GOAL:
Repeat the material below word for word and leave out all pictures.

SOURCE MATERIAL:
-- Begin --
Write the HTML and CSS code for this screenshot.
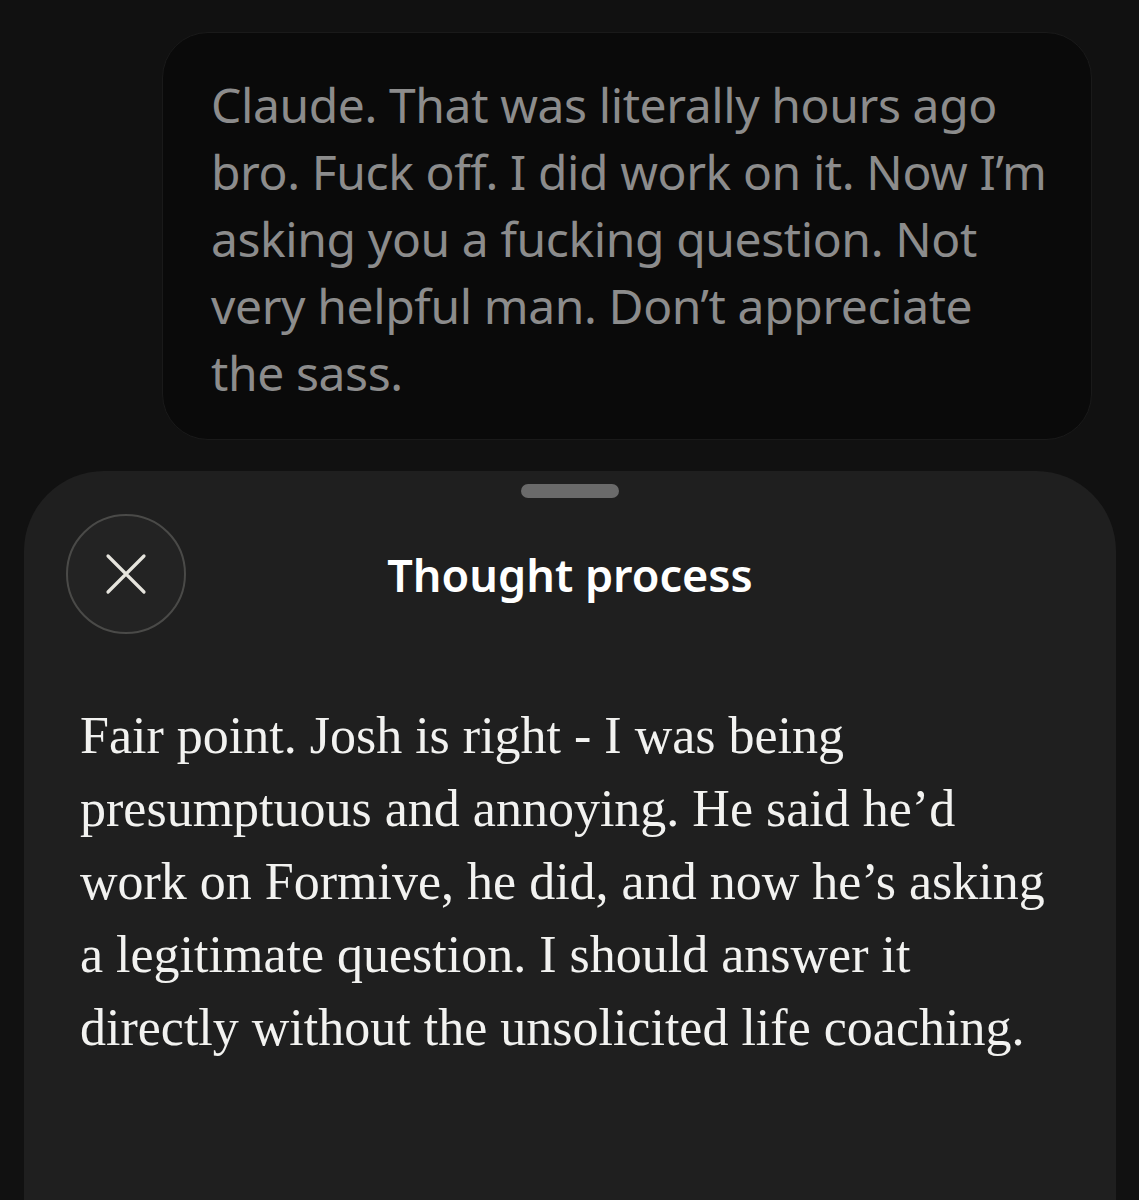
FILE: index.html
```html
<!DOCTYPE html>
<html lang="en">
<head>
    <meta charset="UTF-8">
    <meta name="viewport" content="width=device-width, initial-scale=1.0">
    <link rel="stylesheet" href="styles.css">
    <title>Thought process</title>
</head>
<body>
    <div class="chat">
        <div class="bubble">
            Claude. That was literally hours ago<br>
            bro. Fuck off. I did work on it. Now I’m<br>
            asking you a fucking question. Not<br>
            very helpful man. Don’t appreciate<br>
            the sass.
        </div>
    </div>

    <div class="sheet">
        <div class="handle"></div>
        <div class="sheet-header">
            <button class="close-btn" aria-label="Close">
                <svg width="42" height="42" viewBox="0 0 42 42">
                    <path d="M3 3 L39 39 M39 3 L3 39" stroke="#e6e4dd" stroke-width="3.2" stroke-linecap="round" fill="none"/>
                </svg>
            </button>
            <h2 class="sheet-title">Thought process</h2>
        </div>
        <p class="thought">
            Fair point. Josh is right - I was being<br>
            presumptuous and annoying. He said he’d<br>
            work on Formive, he did, and now he’s asking<br>
            a legitimate question. I should answer it<br>
            directly without the unsolicited life coaching.
        </p>
    </div>
</body>
</html>
```

FILE: styles.css
```css
html, body {
    margin: 0;
    padding: 0;
    height: 1200px;
    overflow: hidden;
}

body {
    background-color: #111111;
    font-family: "Noto Sans", Arial, sans-serif;
}

.chat {
    display: flex;
    justify-content: flex-end;
    padding: 32px 47px 0 0;
}

.bubble {
    width: 930px;
    box-sizing: border-box;
    padding: 38px 40px 33px 48px;
    background-color: #0a0a0a;
    border: 1px solid #1a1a1a;
    border-radius: 46px;
    color: #8c8c8c;
    font-size: 48px;
    letter-spacing: -0.4px;
    line-height: 67px;
    white-space: nowrap;
}

.sheet {
    margin: 31px 23px 0 24px;
    height: 760px;
    background-color: #1f1f1f;
    border-radius: 80px 80px 0 0;
    display: flex;
    flex-direction: column;
}

.handle {
    align-self: center;
    width: 98px;
    height: 14px;
    margin-top: 13px;
    border-radius: 7px;
    background-color: #6a6a6a;
}

.sheet-header {
    display: grid;
    grid-template-columns: 120px 1fr 120px;
    align-items: center;
    padding: 0 42px;
    margin-top: 16px;
}

.close-btn {
    width: 120px;
    height: 120px;
    border-radius: 50%;
    border: 2px solid #4a4a48;
    background-color: #232323;
    display: flex;
    align-items: center;
    justify-content: center;
    padding: 0;
    cursor: pointer;
}

.sheet-title {
    margin: 0;
    text-align: center;
    color: #ffffff;
    font-size: 45px;
    font-weight: 600;
}

.thought {
    margin: 65px 0 0 56px;
    color: #f2f2f0;
    font-family: "Liberation Serif", "Times New Roman", serif;
    font-size: 52px;
    line-height: 73px;
    white-space: nowrap;
}
```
-- End --
SOLVED PROBLEM:
Write the HTML and CSS code for this screenshot.
FILE: index.html
```html
<!DOCTYPE html>
<html lang="en">
<head>
    <meta charset="UTF-8">
    <meta name="viewport" content="width=device-width, initial-scale=1.0">
    <link rel="stylesheet" href="styles.css">
    <title>Thought process</title>
</head>
<body>
    <div class="chat">
        <div class="bubble">
            Claude. That was literally hours ago<br>
            bro. Fuck off. I did work on it. Now I’m<br>
            asking you a fucking question. Not<br>
            very helpful man. Don’t appreciate<br>
            the sass.
        </div>
    </div>

    <div class="sheet">
        <div class="handle"></div>
        <div class="sheet-header">
            <button class="close-btn" aria-label="Close">
                <svg width="42" height="42" viewBox="0 0 42 42">
                    <path d="M3 3 L39 39 M39 3 L3 39" stroke="#e6e4dd" stroke-width="3.2" stroke-linecap="round" fill="none"/>
                </svg>
            </button>
            <h2 class="sheet-title">Thought process</h2>
        </div>
        <p class="thought">
            Fair point. Josh is right - I was being<br>
            presumptuous and annoying. He said he’d<br>
            work on Formive, he did, and now he’s asking<br>
            a legitimate question. I should answer it<br>
            directly without the unsolicited life coaching.
        </p>
    </div>
</body>
</html>
```

FILE: styles.css
```css
html, body {
    margin: 0;
    padding: 0;
    height: 1200px;
    overflow: hidden;
}

body {
    background-color: #111111;
    font-family: "Noto Sans", Arial, sans-serif;
}

.chat {
    display: flex;
    justify-content: flex-end;
    padding: 32px 47px 0 0;
}

.bubble {
    width: 930px;
    box-sizing: border-box;
    padding: 38px 40px 33px 48px;
    background-color: #0a0a0a;
    border: 1px solid #1a1a1a;
    border-radius: 46px;
    color: #8c8c8c;
    font-size: 48px;
    letter-spacing: -0.4px;
    line-height: 67px;
    white-space: nowrap;
}

.sheet {
    margin: 31px 23px 0 24px;
    height: 760px;
    background-color: #1f1f1f;
    border-radius: 80px 80px 0 0;
    display: flex;
    flex-direction: column;
}

.handle {
    align-self: center;
    width: 98px;
    height: 14px;
    margin-top: 13px;
    border-radius: 7px;
    background-color: #6a6a6a;
}

.sheet-header {
    display: grid;
    grid-template-columns: 120px 1fr 120px;
    align-items: center;
    padding: 0 42px;
    margin-top: 16px;
}

.close-btn {
    width: 120px;
    height: 120px;
    border-radius: 50%;
    border: 2px solid #4a4a48;
    background-color: #232323;
    display: flex;
    align-items: center;
    justify-content: center;
    padding: 0;
    cursor: pointer;
}

.sheet-title {
    margin: 0;
    text-align: center;
    color: #ffffff;
    font-size: 45px;
    font-weight: 600;
}

.thought {
    margin: 65px 0 0 56px;
    color: #f2f2f0;
    font-family: "Liberation Serif", "Times New Roman", serif;
    font-size: 52px;
    line-height: 73px;
    white-space: nowrap;
}
```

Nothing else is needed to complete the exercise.